— begin —

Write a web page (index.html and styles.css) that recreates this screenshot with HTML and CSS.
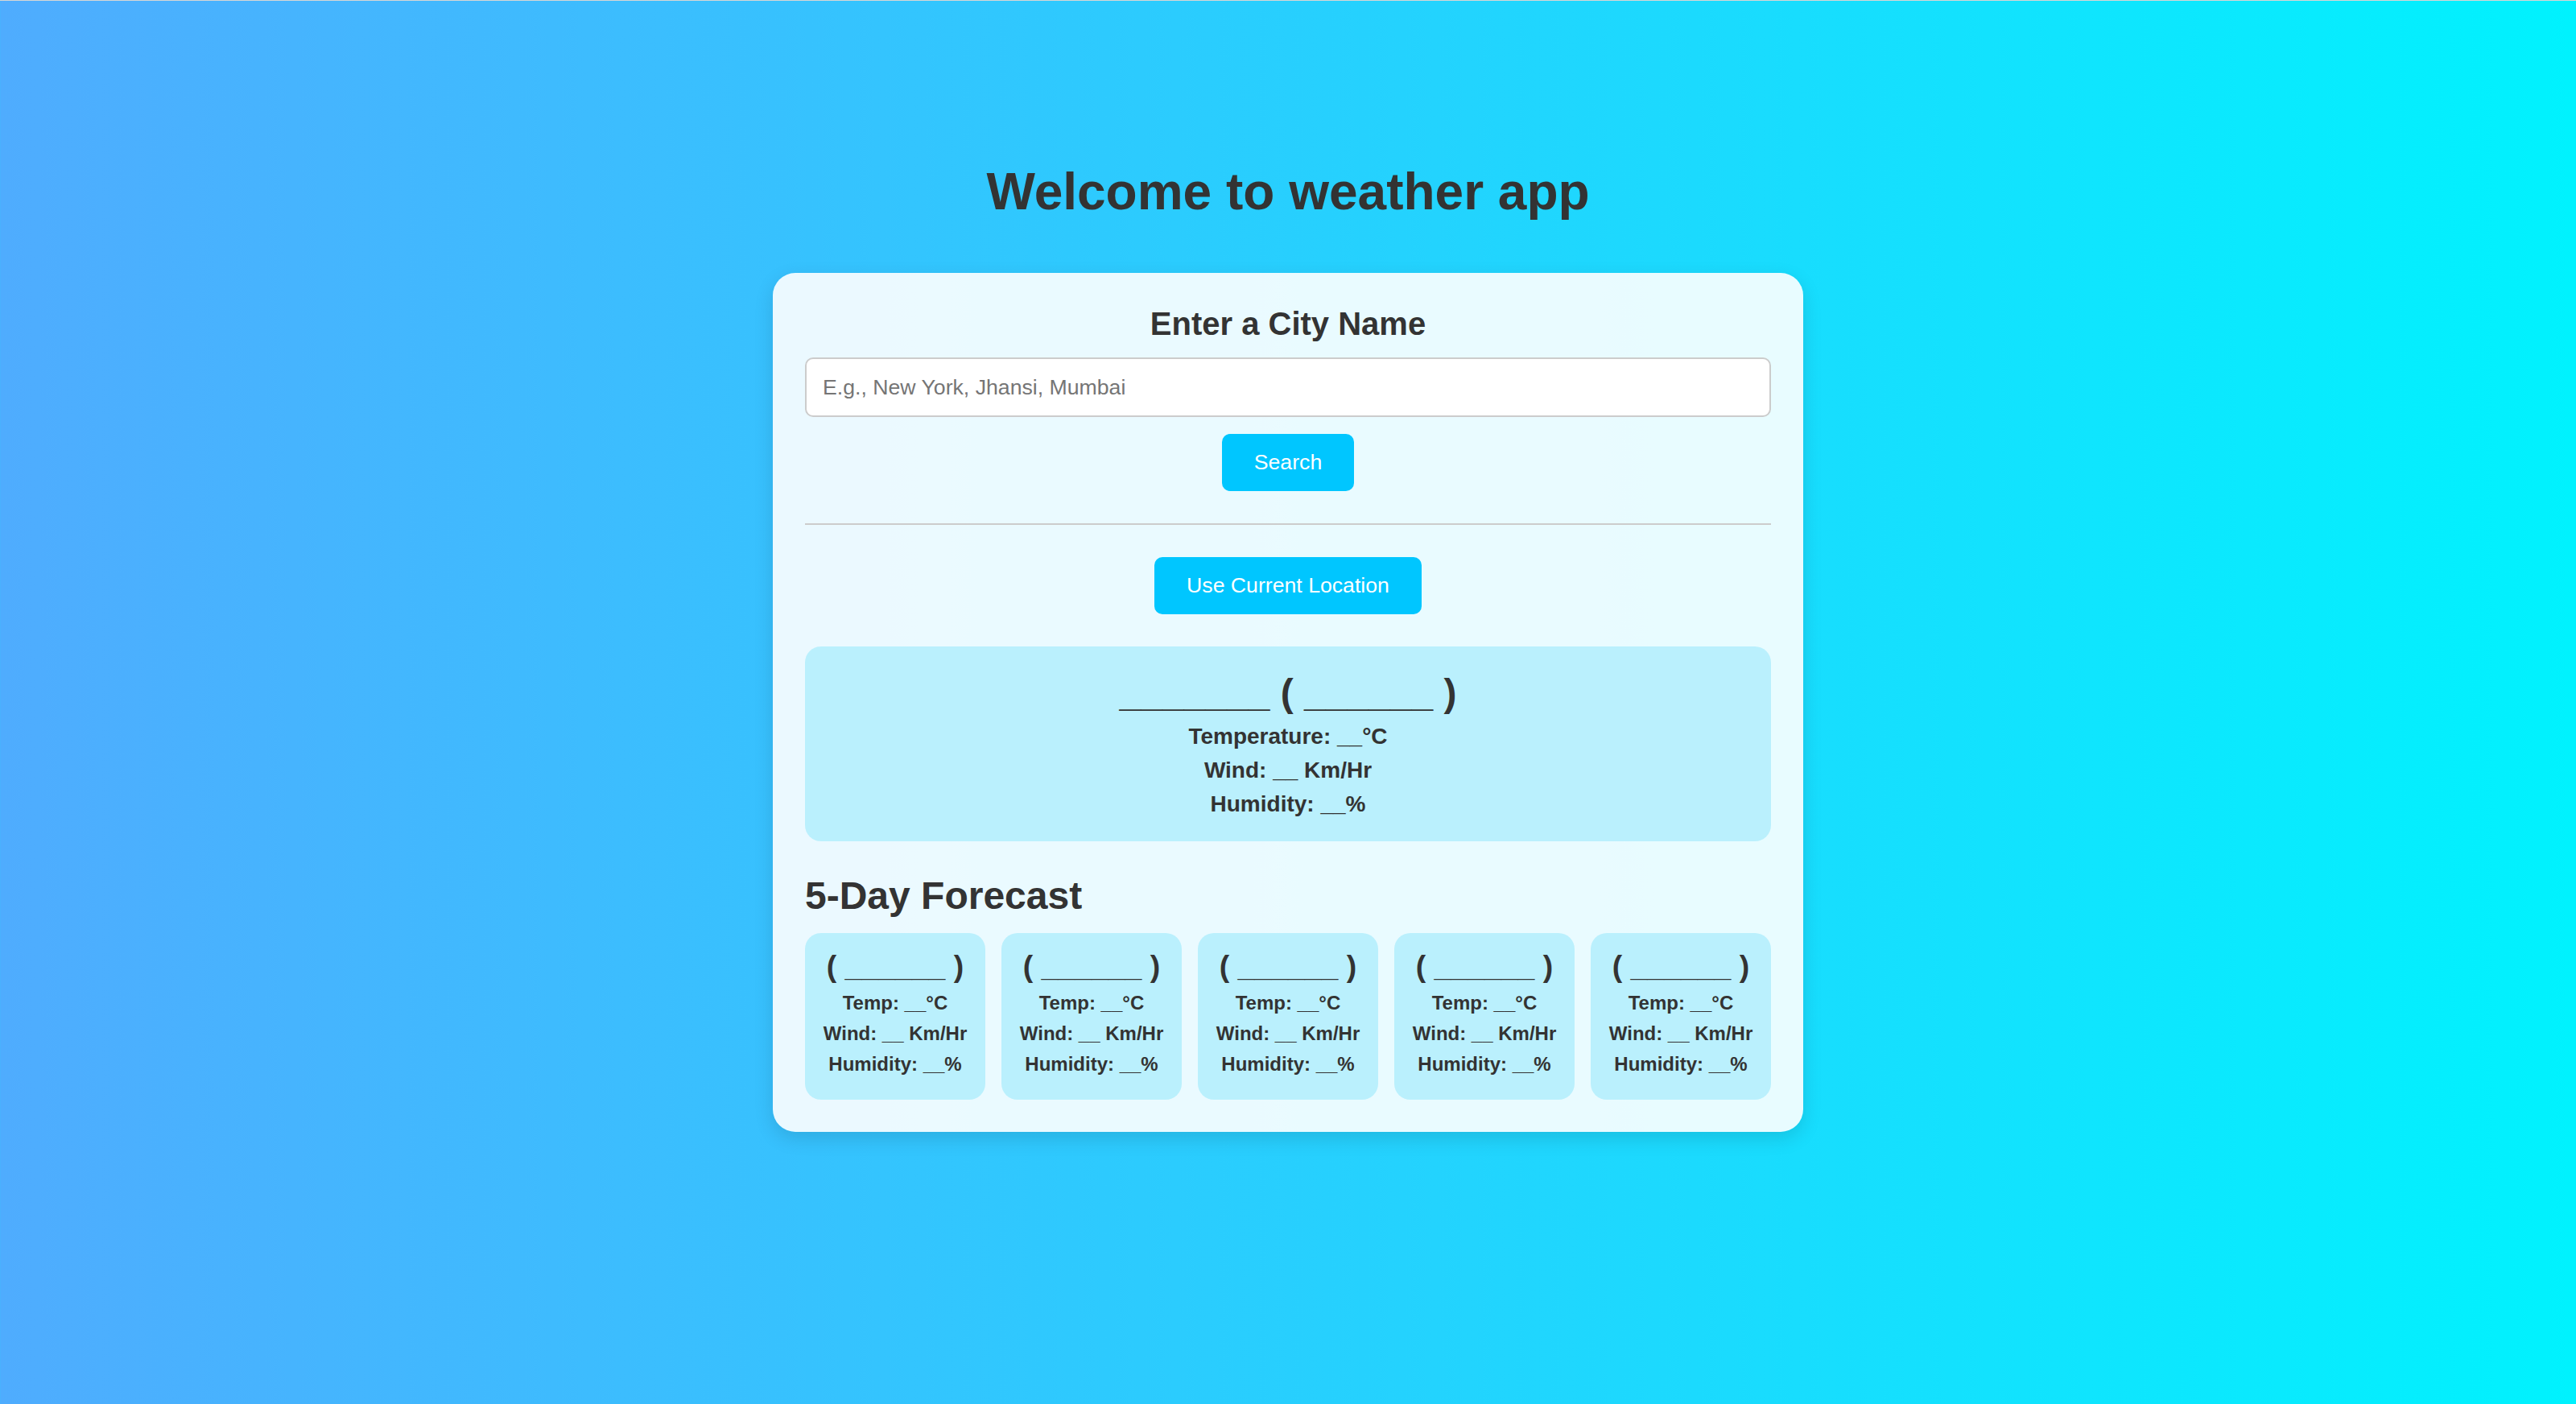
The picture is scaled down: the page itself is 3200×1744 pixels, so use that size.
FILE: index.html
```html
<!DOCTYPE html>
<html lang="en">
<head>
<meta charset="utf-8">
<title>Weather App</title>
<link rel="stylesheet" href="styles.css">
</head>
<body>
<div class="page">
  <h1 class="title">Welcome to weather app</h1>
  <main class="card">
    <h3 class="label">Enter a City Name</h3>
    <input class="city-input" type="text" placeholder="E.g., New York, Jhansi, Mumbai">
    <div class="btn-row"><button class="btn search-btn">Search</button></div>
    <div class="divider"></div>
    <div class="btn-row"><button class="btn location-btn">Use Current Location</button></div>
    <section class="current">
      <h2 class="current-title">_______ ( ______ )</h2>
      <p class="current-line">Temperature: __°C</p>
      <p class="current-line">Wind: __ Km/Hr</p>
      <p class="current-line">Humidity: __%</p>
    </section>
    <h2 class="forecast-title">5-Day Forecast</h2>
    <div class="forecast">
      <div class="day"><h3 class="day-date">( ______ )</h3><p class="day-line">Temp: __°C</p><p class="day-line">Wind: __ Km/Hr</p><p class="day-line">Humidity: __%</p></div>
      <div class="day"><h3 class="day-date">( ______ )</h3><p class="day-line">Temp: __°C</p><p class="day-line">Wind: __ Km/Hr</p><p class="day-line">Humidity: __%</p></div>
      <div class="day"><h3 class="day-date">( ______ )</h3><p class="day-line">Temp: __°C</p><p class="day-line">Wind: __ Km/Hr</p><p class="day-line">Humidity: __%</p></div>
      <div class="day"><h3 class="day-date">( ______ )</h3><p class="day-line">Temp: __°C</p><p class="day-line">Wind: __ Km/Hr</p><p class="day-line">Humidity: __%</p></div>
      <div class="day"><h3 class="day-date">( ______ )</h3><p class="day-line">Temp: __°C</p><p class="day-line">Wind: __ Km/Hr</p><p class="day-line">Humidity: __%</p></div>
    </div>
  </main>
</div>
</body>
</html>
```
FILE: styles.css
```css
* { box-sizing: border-box; }

html {
  height: 100%;
  border-top: 1px solid #d6d6d6;
}

body {
  margin: 0;
  min-height: 100%;
  font-family: "Liberation Sans", Arial, sans-serif;
  color: #333;
  background: linear-gradient(to right, #4facfe, #00f2fe);
}

.page {
  display: flex;
  flex-direction: column;
  align-items: center;
  padding-top: 200px;
  min-height: 1743px;
}

.title {
  margin: 0 0 64px;
  font-size: 64px;
  line-height: 74px;
  font-weight: bold;
  color: #333;
}

.card {
  width: 1280px;
  padding: 40px;
  background: rgba(255, 255, 255, 0.9);
  border-radius: 28px;
  box-shadow: 0 8px 24px rgba(0, 0, 0, 0.12);
}

.label {
  margin: 0 0 19px;
  text-align: center;
  font-size: 40px;
  line-height: 46px;
  font-weight: bold;
}

.city-input {
  display: block;
  width: 100%;
  height: 74px;
  padding: 0 20px;
  border: 2px solid #ccc;
  border-radius: 10px;
  background: #fff;
  font-family: "Liberation Sans", Arial, sans-serif;
  font-size: 26.67px;
  color: #333;
  outline: none;
}

.city-input::placeholder { color: #757575; }

.btn-row {
  display: flex;
  justify-content: center;
}

.btn {
  height: 71px;
  padding: 0 40px;
  border: none;
  border-radius: 10px;
  background: #00c6ff;
  color: #fff;
  font-family: "Liberation Sans", Arial, sans-serif;
  font-size: 26.67px;
  line-height: 71px;
  cursor: pointer;
}

.search-btn { margin-top: 21px; }

.divider {
  height: 2px;
  margin: 40px 0;
  background: #ccc;
}

.current {
  margin-top: 40px;
  padding: 30px 40px;
  border-radius: 20px;
  background: #baf0fd;
  text-align: center;
}

.current-title {
  margin: 0;
  font-size: 48px;
  line-height: 56px;
  font-weight: bold;
}

.current-line {
  margin: 10px 0 0;
  font-size: 28px;
  line-height: 32px;
  font-weight: bold;
}

.forecast-title {
  margin: 40px 0 18px;
  font-size: 48px;
  line-height: 56px;
  font-weight: bold;
}

.forecast {
  display: grid;
  grid-template-columns: repeat(5, 1fr);
  gap: 20px;
}

.day {
  padding: 20px 10px 30px;
  border-radius: 20px;
  background: #baf0fd;
  text-align: center;
}

.day-date {
  margin: 0;
  font-size: 37.44px;
  line-height: 43px;
  font-weight: bold;
}

.day-line {
  margin: 10px 0 0;
  font-size: 24px;
  line-height: 28px;
  font-weight: bold;
}
```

— end —

**SHORT EXERCISE:**
Repeat the listing in full and exactly. Leave any pictures out.

**ANSWER TO THE PROBLEM:**
Write a web page (index.html and styles.css) that recreates this screenshot with HTML and CSS.
The picture is scaled down: the page itself is 3200×1744 pixels, so use that size.
FILE: index.html
```html
<!DOCTYPE html>
<html lang="en">
<head>
<meta charset="utf-8">
<title>Weather App</title>
<link rel="stylesheet" href="styles.css">
</head>
<body>
<div class="page">
  <h1 class="title">Welcome to weather app</h1>
  <main class="card">
    <h3 class="label">Enter a City Name</h3>
    <input class="city-input" type="text" placeholder="E.g., New York, Jhansi, Mumbai">
    <div class="btn-row"><button class="btn search-btn">Search</button></div>
    <div class="divider"></div>
    <div class="btn-row"><button class="btn location-btn">Use Current Location</button></div>
    <section class="current">
      <h2 class="current-title">_______ ( ______ )</h2>
      <p class="current-line">Temperature: __°C</p>
      <p class="current-line">Wind: __ Km/Hr</p>
      <p class="current-line">Humidity: __%</p>
    </section>
    <h2 class="forecast-title">5-Day Forecast</h2>
    <div class="forecast">
      <div class="day"><h3 class="day-date">( ______ )</h3><p class="day-line">Temp: __°C</p><p class="day-line">Wind: __ Km/Hr</p><p class="day-line">Humidity: __%</p></div>
      <div class="day"><h3 class="day-date">( ______ )</h3><p class="day-line">Temp: __°C</p><p class="day-line">Wind: __ Km/Hr</p><p class="day-line">Humidity: __%</p></div>
      <div class="day"><h3 class="day-date">( ______ )</h3><p class="day-line">Temp: __°C</p><p class="day-line">Wind: __ Km/Hr</p><p class="day-line">Humidity: __%</p></div>
      <div class="day"><h3 class="day-date">( ______ )</h3><p class="day-line">Temp: __°C</p><p class="day-line">Wind: __ Km/Hr</p><p class="day-line">Humidity: __%</p></div>
      <div class="day"><h3 class="day-date">( ______ )</h3><p class="day-line">Temp: __°C</p><p class="day-line">Wind: __ Km/Hr</p><p class="day-line">Humidity: __%</p></div>
    </div>
  </main>
</div>
</body>
</html>
```
FILE: styles.css
```css
* { box-sizing: border-box; }

html {
  height: 100%;
  border-top: 1px solid #d6d6d6;
}

body {
  margin: 0;
  min-height: 100%;
  font-family: "Liberation Sans", Arial, sans-serif;
  color: #333;
  background: linear-gradient(to right, #4facfe, #00f2fe);
}

.page {
  display: flex;
  flex-direction: column;
  align-items: center;
  padding-top: 200px;
  min-height: 1743px;
}

.title {
  margin: 0 0 64px;
  font-size: 64px;
  line-height: 74px;
  font-weight: bold;
  color: #333;
}

.card {
  width: 1280px;
  padding: 40px;
  background: rgba(255, 255, 255, 0.9);
  border-radius: 28px;
  box-shadow: 0 8px 24px rgba(0, 0, 0, 0.12);
}

.label {
  margin: 0 0 19px;
  text-align: center;
  font-size: 40px;
  line-height: 46px;
  font-weight: bold;
}

.city-input {
  display: block;
  width: 100%;
  height: 74px;
  padding: 0 20px;
  border: 2px solid #ccc;
  border-radius: 10px;
  background: #fff;
  font-family: "Liberation Sans", Arial, sans-serif;
  font-size: 26.67px;
  color: #333;
  outline: none;
}

.city-input::placeholder { color: #757575; }

.btn-row {
  display: flex;
  justify-content: center;
}

.btn {
  height: 71px;
  padding: 0 40px;
  border: none;
  border-radius: 10px;
  background: #00c6ff;
  color: #fff;
  font-family: "Liberation Sans", Arial, sans-serif;
  font-size: 26.67px;
  line-height: 71px;
  cursor: pointer;
}

.search-btn { margin-top: 21px; }

.divider {
  height: 2px;
  margin: 40px 0;
  background: #ccc;
}

.current {
  margin-top: 40px;
  padding: 30px 40px;
  border-radius: 20px;
  background: #baf0fd;
  text-align: center;
}

.current-title {
  margin: 0;
  font-size: 48px;
  line-height: 56px;
  font-weight: bold;
}

.current-line {
  margin: 10px 0 0;
  font-size: 28px;
  line-height: 32px;
  font-weight: bold;
}

.forecast-title {
  margin: 40px 0 18px;
  font-size: 48px;
  line-height: 56px;
  font-weight: bold;
}

.forecast {
  display: grid;
  grid-template-columns: repeat(5, 1fr);
  gap: 20px;
}

.day {
  padding: 20px 10px 30px;
  border-radius: 20px;
  background: #baf0fd;
  text-align: center;
}

.day-date {
  margin: 0;
  font-size: 37.44px;
  line-height: 43px;
  font-weight: bold;
}

.day-line {
  margin: 10px 0 0;
  font-size: 24px;
  line-height: 28px;
  font-weight: bold;
}
```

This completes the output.